Beresford campaigned for a Remain vote during the 2016 referendum on EU membership.

Since 1997 Beresford, while serving as a backbencher, has been successful in utilising Private Members Bills and carefully chosen amendments to government legislation to achieve over ten legal changes which the BBC's Mark D'Arcy described as collectively having '...a significant impact'. These primarily but not exclusively focussed on child protection, an issue Beresford has campaigned on for decades.

In 2021 Beresford introduced a further Private Members Bill – the Local Government (Disqualification) Bill – intended to prevent individuals who have been given non custodial sentences for sexual offences from sitting as local councillors or mayors.
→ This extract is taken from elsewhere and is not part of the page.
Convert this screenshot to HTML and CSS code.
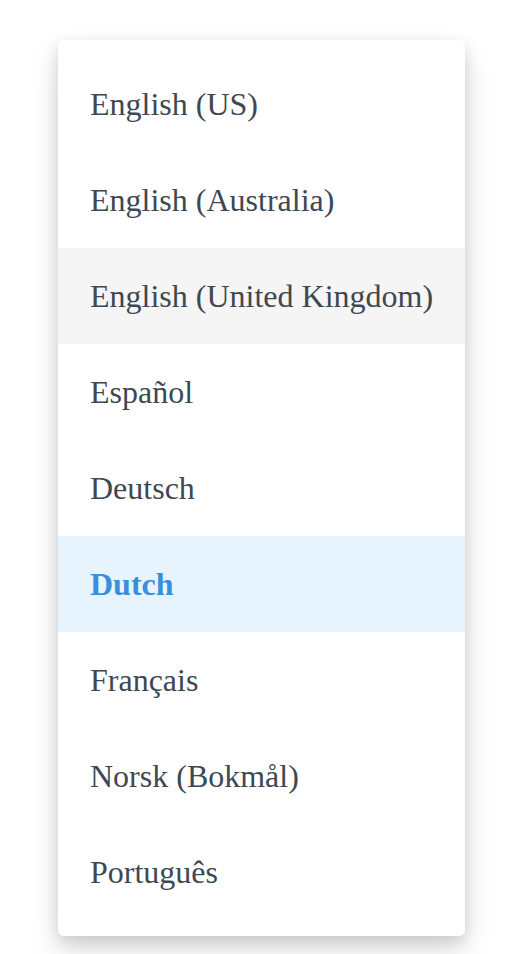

This Bill received the backing of the government and completed successful passage through the Commons in January 2022. It subsequently passed through the House of Lords and received Royal Assent in April 2022.

In July 2022, during the political crisis caused by the Pincher Scandal, Beresford announced that he had lost confidence in Prime Minister Boris Johnson and felt he should resign. Beresford went on to back Rishi Sunak in both the first and second Conservative Party leadership contests of 2022.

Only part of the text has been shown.